U.N. and international aid agencies are stepping up a vaccination campaign in Syria and neighboring countries to contain measles outbreaks in the region. The U.N. Children's Fund says many Syrian children are at risk of killer diseases because they are not receiving routine immunizations.
The U.N. Children’s Fund reports hundreds of cases of measles have broken out among children in Syria, Jordan, Lebanon, Iraq and Turkey over the past year. In the case of Turkey, UNICEF says some 3,000 to 4,000 measles cases have been reported across the country, including 300 among Syrian refugees.
UNICEF spokeswoman Marixie Mercado said so far, no child has died from measles, but that could change at any time.
“The assessment is that these outbreaks have been contained thus far in Syria and across the region. In large part, also because of an immunization campaign last year that reached 1.3 million children with measles vaccination and 1.5 million children with polio vaccination," said Mercado. "But the concern is very real. These are conditions that are conducive to the spread of disease and things are not getting any better for the Syrians either inside of the country or outside.”
The United Nations reports some four-and-one-quarter million people are displaced inside Syria and more than 1.4 million Syrian refugees have fled into neighboring Jordan, Lebanon, Iraq, Turkey and Egypt. It says some 8,000 Syrians are fleeing the conflict in their country daily.
Mercado says nearly half of the displaced are children. She says large population movements and the breakdown of regular health services are making children susceptible to killer diseases like measles no matter where they are.
She says living conditions for displaced children in Syria are dreadful.
“The vast majority of whom are now living in camped, overcrowded, unsanitary conditions where diseases can rapidly spread," said Mercado. "The routine immunization system has been hit hard. The comprehensive numbers on routine immunization coverage are unavailable because reporting has broken down. The last routine vaccination reporting available is from January and February this year from just six out of 14 governorates in Syria. The figures there show coverage to be around 60 percent compared with coverage of around 95 percent across the country prior to the crisis.”

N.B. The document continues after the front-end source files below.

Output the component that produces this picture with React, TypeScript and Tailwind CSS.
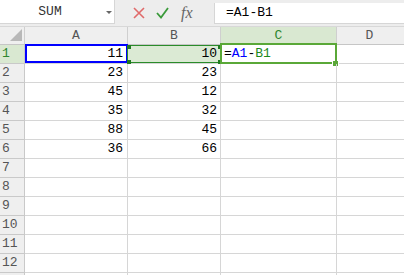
import React from "react";

const A = ["11", "23", "45", "35", "88", "36"];
const B = ["10", "23", "12", "32", "45", "66"];

const mono = { fontFamily: '"Liberation Mono", "DejaVu Sans Mono", monospace' };

function Row({ i }: { i: number }) {
  const r = i + 1;
  const first = r === 1;
  return (
    <div className="flex h-[19px] shrink-0">
      <div
        className={`w-[25px] shrink-0 border-r border-b border-[#c9c9c9] flex items-center pl-[2px] text-[13px] ${
          first ? "bg-[#d9e8d1] text-[#2f862f]" : "bg-[#efefef] text-[#555]"
        }`}
      >
        {r <= 12 ? r : ""}
      </div>
      <div className="w-[103px] shrink-0 border-r border-b border-[#d6d6d6] relative flex items-center justify-end pr-[4px] text-[13px] text-black">
        {A[i] ?? ""}
        {first && (
          <div className="absolute left-0 top-[-1px] w-[103px] h-[19px] border-2 border-[#0000ff]" />
        )}
      </div>
      <div
        className={`w-[93px] shrink-0 border-r border-b border-[#d6d6d6] relative flex items-center justify-end pr-[3px] text-[13px] text-black ${
          first ? "bg-[#dbead4]" : ""
        }`}
      >
        {B[i] ?? ""}
        {first && (
          <>
            <div className="absolute left-[-1px] top-0 w-[94px] h-[18px] border border-[#2a8c2a]" />
            <div className="absolute left-[-1px] top-0 w-[4px] h-[4px] bg-[#1f7a1f]" />
            <div className="absolute right-[-2px] top-0 w-[4px] h-[4px] bg-[#1f7a1f]" />
            <div className="absolute left-[-1px] top-[15px] w-[4px] h-[4px] bg-[#1f7a1f]" />
            <div className="absolute right-[-2px] top-[15px] w-[4px] h-[4px] bg-[#1f7a1f]" />
          </>
        )}
      </div>
      <div className="w-[116px] shrink-0 border-r border-b border-[#d6d6d6] relative flex items-center pl-[3px] text-[13px]">
        {first && (
          <>
            <span className="text-black">=</span>
            <span className="text-[#0000ff]">A1</span>
            <span className="text-black">-</span>
            <span className="text-[#1c8a1c]">B1</span>
            <div className="absolute left-[-1px] top-[-2px] w-[117px] h-[21px] border-2 border-[#5aa838]" />
            <div className="absolute left-[111px] top-[16px] w-[7px] h-[7px] bg-white" />
            <div className="absolute left-[112px] top-[16px] w-[5px] h-[5px] bg-[#5aa838]" />
          </>
        )}
      </div>
      <div className="flex-1 border-b border-[#d6d6d6]" />
    </div>
  );
}

export default function App() {
  return (
    <div className="w-[404px] h-[275px] overflow-hidden bg-white flex flex-col" style={mono}>
      {/* top bar */}
      <div className="h-[27px] shrink-0 flex bg-[#ededed] border-b border-[#d8d8d8]">
        <div className="w-[115px] h-[24px] bg-white border-r border-b border-[#d6d6d6] relative flex items-center">
          <span className="w-[100px] text-center text-[13px] text-[#333]">SUM</span>
          <svg className="absolute left-[106px] top-[11px]" width="6" height="4" viewBox="0 0 6 4">
            <path d="M0 0 L6 0 L3 3 Z" fill="#666" />
          </svg>
        </div>
        <div className="w-[99px] flex items-center h-[26px]">
          <svg className="ml-[18px]" width="12" height="12" viewBox="0 0 12 12">
            <path d="M1 1 L11 11 M11 1 L1 11" stroke="#e06a6a" strokeWidth="1.6" fill="none" />
          </svg>
          <svg className="ml-[11px]" width="13" height="12" viewBox="0 0 13 12">
            <path d="M1 6 L5 10.5 L12 1" stroke="#3a9a3a" strokeWidth="1.8" fill="none" />
          </svg>
          <span
            className="ml-[12px] text-[16px] italic text-[#666] leading-none"
            style={{ fontFamily: '"Liberation Serif", "DejaVu Serif", serif' }}
          >
            fx
          </span>
        </div>
        <div className="flex-1 mt-[3px] h-[21px] bg-white border-b border-l border-[#d6d6d6] flex items-center pl-[11px] text-[13px] text-black">
          =A1-B1
        </div>
      </div>
      {/* header */}
      <div className="h-[18px] shrink-0 flex bg-[#efefef] border-b border-[#c6c6c6] text-[13px] text-[#555]">
        <div className="w-[25px] shrink-0 border-r border-[#cfcfcf] relative">
          <svg className="absolute left-[10px] top-[2px]" width="12" height="12" viewBox="0 0 12 12">
            <path d="M12 0 L12 12 L0 12 Z" fill="#b8b8b8" />
          </svg>
        </div>
        <div className="w-[103px] shrink-0 border-r border-[#cfcfcf] flex items-center justify-center">A</div>
        <div className="w-[93px] shrink-0 border-r border-[#cfcfcf] flex items-center justify-center">B</div>
        <div className="w-[116px] shrink-0 border-r border-[#cfcfcf] bg-[#d9e8d1] text-[#2f862f] flex items-center justify-center">
          C
        </div>
        <div className="flex-1 flex items-center justify-center pr-[2px]">D</div>
      </div>
      {Array.from({ length: 13 }, (_, i) => (
        <Row key={i} i={i} />
      ))}
    </div>
  );
}
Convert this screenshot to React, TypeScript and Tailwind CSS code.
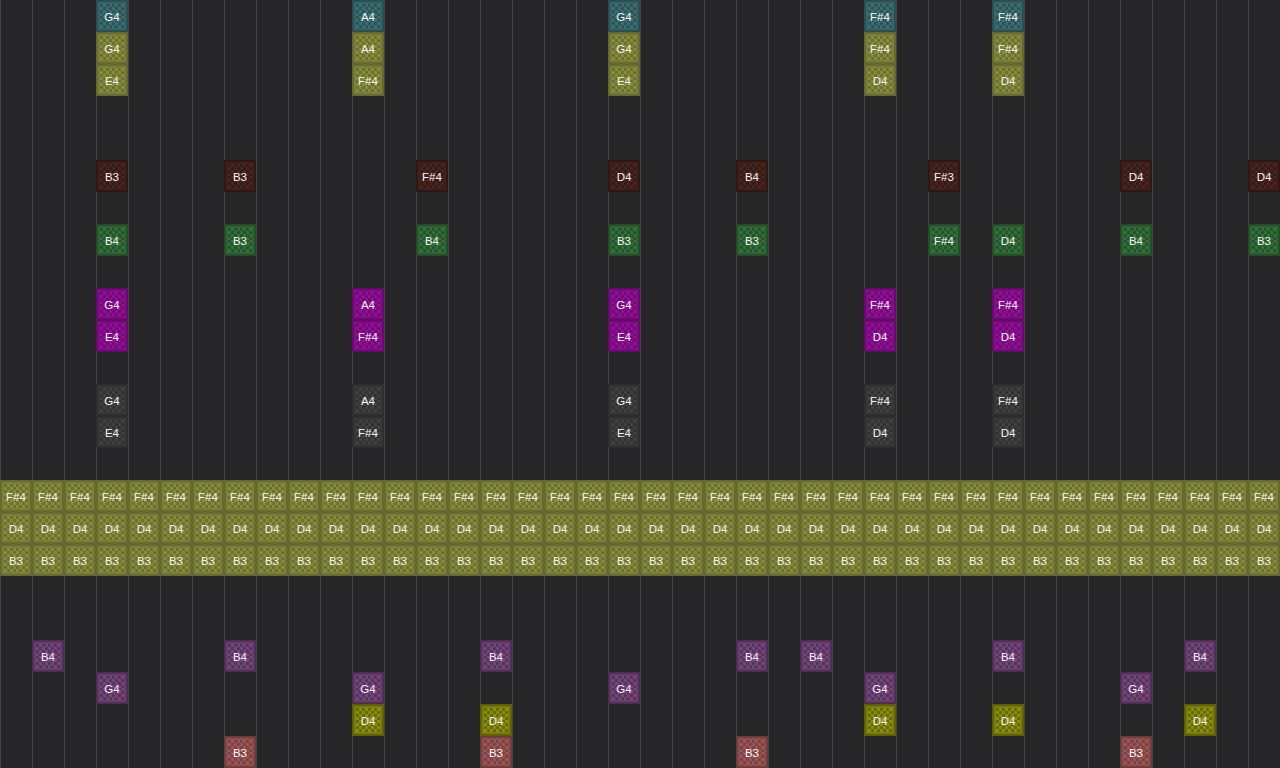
const notes: Record<string, { frame: string; check: string }> = {
  teal: { frame: 'border-[#2a5053] bg-[#376467]', check: 'bg-[conic-gradient(#3c6e71_25%,#2c5559_0_50%,#3c6e71_0_75%,#2c5559_0)]' },
  olive: { frame: 'border-[#666a30] bg-[#7b7f38]', check: 'bg-[conic-gradient(#878c3b_25%,#6c7030_0_50%,#878c3b_0_75%,#6c7030_0)]' },
  brown: { frame: 'border-[#2f1813] bg-[#40211b]', check: 'bg-[conic-gradient(#482520_25%,#351a15_0_50%,#482520_0_75%,#351a15_0)]' },
  green: { frame: 'border-[#234f27] bg-[#2e6635]', check: 'bg-[conic-gradient(#336f3a_25%,#25542b_0_50%,#336f3a_0_75%,#25542b_0)]' },
  magenta: { frame: 'border-[#670a6d] bg-[#850d8c]', check: 'bg-[conic-gradient(#930f9a_25%,#6f0a75_0_50%,#930f9a_0_75%,#6f0a75_0)]' },
  gray: { frame: 'border-[#2e2e2e] bg-[#383838]', check: 'bg-[conic-gradient(#424242_25%,#313131_0_50%,#424242_0_75%,#313131_0)]' },
  purple: { frame: 'border-[#4f2e54] bg-[#693f6f]', check: 'bg-[conic-gradient(#74457a_25%,#58335e_0_50%,#74457a_0_75%,#58335e_0)]' },
  yellow: { frame: 'border-[#5e6007] bg-[#7d7f0b]', check: 'bg-[conic-gradient(#8a8c0d_25%,#686a08_0_50%,#8a8c0d_0_75%,#686a08_0)]' },
  red: { frame: 'border-[#703b3b] bg-[#8c4e4e]', check: 'bg-[conic-gradient(#985656_25%,#7c4242_0_50%,#985656_0_75%,#7c4242_0)]' },
};

type Row = { color: string; cells: [number, string][] } | null;

const pick = (cols: number[], labels: string[]): [number, string][] => cols.map((c, i) => [c, labels[i]]);
const chord = [3, 11, 19, 27, 31];
const all = (label: string): [number, string][] => Array.from({ length: 40 }, (_, i) => [i, label]);

const rows: Row[] = [
  { color: 'teal', cells: pick(chord, ['G4', 'A4', 'G4', 'F#4', 'F#4']) },
  { color: 'olive', cells: pick(chord, ['G4', 'A4', 'G4', 'F#4', 'F#4']) },
  { color: 'olive', cells: pick(chord, ['E4', 'F#4', 'E4', 'D4', 'D4']) },
  null,
  null,
  { color: 'brown', cells: pick([3, 7, 13, 19, 23, 29, 35, 39], ['B3', 'B3', 'F#4', 'D4', 'B4', 'F#3', 'D4', 'D4']) },
  null,
  { color: 'green', cells: pick([3, 7, 13, 19, 23, 29, 31, 35, 39], ['B4', 'B3', 'B4', 'B3', 'B3', 'F#4', 'D4', 'B4', 'B3']) },
  null,
  { color: 'magenta', cells: pick(chord, ['G4', 'A4', 'G4', 'F#4', 'F#4']) },
  { color: 'magenta', cells: pick(chord, ['E4', 'F#4', 'E4', 'D4', 'D4']) },
  null,
  { color: 'gray', cells: pick(chord, ['G4', 'A4', 'G4', 'F#4', 'F#4']) },
  { color: 'gray', cells: pick(chord, ['E4', 'F#4', 'E4', 'D4', 'D4']) },
  null,
  { color: 'olive', cells: all('F#4') },
  { color: 'olive', cells: all('D4') },
  { color: 'olive', cells: all('B3') },
  null,
  null,
  { color: 'purple', cells: pick([1, 7, 15, 23, 25, 31, 37], ['B4', 'B4', 'B4', 'B4', 'B4', 'B4', 'B4']) },
  { color: 'purple', cells: pick([3, 11, 19, 27, 35], ['G4', 'G4', 'G4', 'G4', 'G4']) },
  { color: 'yellow', cells: pick([11, 15, 27, 31, 37], ['D4', 'D4', 'D4', 'D4', 'D4']) },
  { color: 'red', cells: pick([7, 15, 23, 35], ['B3', 'B3', 'B3', 'B3']) },
];

const Note = ({ label, color }: { label: string; color: string }) => (
  <div className={`h-8 w-8 border-2 p-0.5 ${notes[color].frame}`}>
    <div className={`flex h-full w-full items-center justify-center bg-[length:6px_6px] pt-1 text-[11.5px] leading-none text-[#f5f5f5] ${notes[color].check}`}>
      {label}
    </div>
  </div>
);

const App = () => (
  <div className="h-[768px] w-[1280px] overflow-hidden bg-[#262628] font-['Liberation_Sans',Arial,sans-serif]">
    {rows.map((row, r) => (
      <div key={r} className="flex h-8">
        {Array.from({ length: 40 }, (_, c) => {
          const cell = row?.cells.find(([col]) => col === c);
          return (
            <div key={c} className="h-8 w-8 shrink-0 shadow-[inset_1px_0_0_#444446]">
              {cell && row && <Note label={cell[1]} color={row.color} />}
            </div>
          );
        })}
      </div>
    ))}
  </div>
);

export default App;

Mercado says it is extremely difficult to run a mass measles campaign in a region already struggling to provide humanitarian assistance to millions of people affected by the Syrian crisis. She says UNICEF is working with the health ministries, the World Health Organization and other partners to protect children against disease.
In Syria, she says health ministry teams, with the support of UNICEF and WHO, recently vaccinated some 550,000 children as part of a national campaign targeting 2.5 million children. She says access to some areas is not possible because of insecurity. For example, she notes that in Homs earlier this month, a mobile health team was shot at seven times, injuring three doctors.
Despite such setbacks, she says health workers are continuing their campaign to vaccinate hundreds of thousands of Syrian children against measles throughout the region.